= AVAILABLE DATA =

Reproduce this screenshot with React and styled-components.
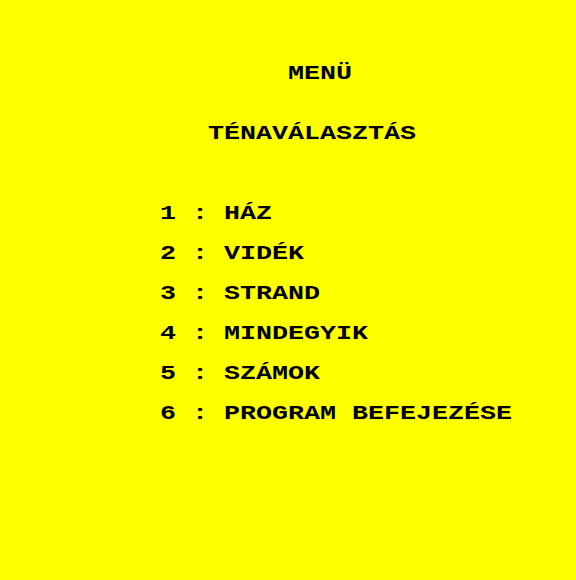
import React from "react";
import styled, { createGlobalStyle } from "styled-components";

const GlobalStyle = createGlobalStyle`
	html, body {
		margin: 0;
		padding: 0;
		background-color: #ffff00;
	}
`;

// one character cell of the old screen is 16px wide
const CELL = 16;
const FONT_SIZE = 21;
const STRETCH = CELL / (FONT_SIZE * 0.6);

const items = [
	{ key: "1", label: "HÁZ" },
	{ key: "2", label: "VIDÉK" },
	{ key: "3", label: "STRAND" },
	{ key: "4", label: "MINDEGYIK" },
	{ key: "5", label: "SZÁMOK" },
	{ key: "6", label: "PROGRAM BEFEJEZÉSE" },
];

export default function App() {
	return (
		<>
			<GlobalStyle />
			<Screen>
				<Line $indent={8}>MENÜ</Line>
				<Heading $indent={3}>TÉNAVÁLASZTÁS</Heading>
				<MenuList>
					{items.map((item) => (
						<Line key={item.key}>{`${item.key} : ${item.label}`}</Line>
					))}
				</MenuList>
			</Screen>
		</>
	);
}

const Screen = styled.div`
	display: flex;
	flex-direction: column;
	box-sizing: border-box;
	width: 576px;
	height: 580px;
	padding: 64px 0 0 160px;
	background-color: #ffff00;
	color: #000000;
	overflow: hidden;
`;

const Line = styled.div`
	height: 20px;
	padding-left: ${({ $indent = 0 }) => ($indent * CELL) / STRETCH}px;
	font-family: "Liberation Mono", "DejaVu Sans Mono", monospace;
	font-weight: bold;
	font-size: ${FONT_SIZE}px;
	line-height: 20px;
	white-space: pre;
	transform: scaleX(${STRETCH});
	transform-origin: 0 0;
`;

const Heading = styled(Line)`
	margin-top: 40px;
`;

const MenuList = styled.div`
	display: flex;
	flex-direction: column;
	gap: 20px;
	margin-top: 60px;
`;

= JOB =
Copy the material above exactly and drop the pictures.

= TASK ANSWER =
Reproduce this screenshot with React and styled-components.
import React from "react";
import styled, { createGlobalStyle } from "styled-components";

const GlobalStyle = createGlobalStyle`
	html, body {
		margin: 0;
		padding: 0;
		background-color: #ffff00;
	}
`;

// one character cell of the old screen is 16px wide
const CELL = 16;
const FONT_SIZE = 21;
const STRETCH = CELL / (FONT_SIZE * 0.6);

const items = [
	{ key: "1", label: "HÁZ" },
	{ key: "2", label: "VIDÉK" },
	{ key: "3", label: "STRAND" },
	{ key: "4", label: "MINDEGYIK" },
	{ key: "5", label: "SZÁMOK" },
	{ key: "6", label: "PROGRAM BEFEJEZÉSE" },
];

export default function App() {
	return (
		<>
			<GlobalStyle />
			<Screen>
				<Line $indent={8}>MENÜ</Line>
				<Heading $indent={3}>TÉNAVÁLASZTÁS</Heading>
				<MenuList>
					{items.map((item) => (
						<Line key={item.key}>{`${item.key} : ${item.label}`}</Line>
					))}
				</MenuList>
			</Screen>
		</>
	);
}

const Screen = styled.div`
	display: flex;
	flex-direction: column;
	box-sizing: border-box;
	width: 576px;
	height: 580px;
	padding: 64px 0 0 160px;
	background-color: #ffff00;
	color: #000000;
	overflow: hidden;
`;

const Line = styled.div`
	height: 20px;
	padding-left: ${({ $indent = 0 }) => ($indent * CELL) / STRETCH}px;
	font-family: "Liberation Mono", "DejaVu Sans Mono", monospace;
	font-weight: bold;
	font-size: ${FONT_SIZE}px;
	line-height: 20px;
	white-space: pre;
	transform: scaleX(${STRETCH});
	transform-origin: 0 0;
`;

const Heading = styled(Line)`
	margin-top: 40px;
`;

const MenuList = styled.div`
	display: flex;
	flex-direction: column;
	gap: 20px;
	margin-top: 60px;
`;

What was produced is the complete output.